Market Sentiment Observation


Traders are generally concerned about the potential impact of tariffs on August 1st, and bearish sentiment on the Canadian dollar continues to intensify. Based on volume and price performance, US dollar bulls continue to increase their positions, while the Canadian dollar lacks substantial positive support. The RSI is at a mid-to-high level but not yet extreme, indicating that while bullish sentiment prevails, the market remains cautious about breaking through key resistance levels. Analysts believe that if there is no substantial progress in trade negotiations, bearish sentiment on the Canadian dollar is likely to persist, making the exchange rate more likely to rise than fall.

Market Outlook


In the short term, the exchange rate is still in an upward channel dominated by bulls. Analysts believe that if the 1.3860 resistance level is broken, the bulls may further test the 1.3870-1.3900 range; however, there is a certain risk of a technical correction after the continuous rise. If the trade news eases or the US dollar is short-term profit-taking, the exchange rate may retrace to the 1.3798 support level.

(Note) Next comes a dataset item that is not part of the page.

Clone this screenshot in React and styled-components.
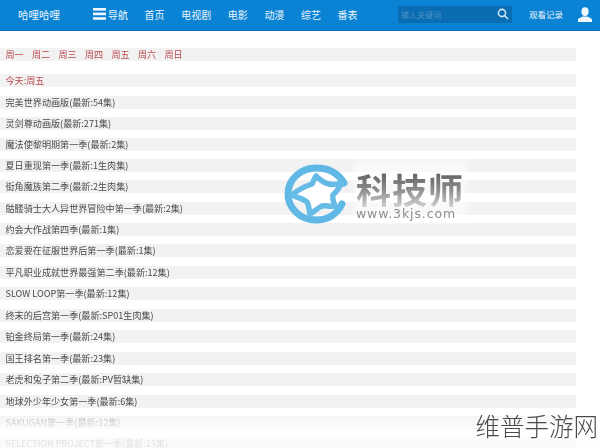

In the medium to long term, the Canadian dollar's trajectory will continue to hinge on bilateral trade relations and Canadian economic data. Analysts believe that if continued economic weakness triggers further easing by the Bank of Canada, the exchange rate could reach new highs. Conversely, if trade frictions ease and market sentiment reverses, the Canadian dollar could experience a temporary rebound.
Risk Warning and Disclaimer
The market involves risk, and trading may not be suitable for all investors. This article is for reference only and does not constitute personal investment advice, nor does it take into account certain users’ specific investment objectives, financial situation, or other needs. Any investment decisions made based on this information are at your own risk.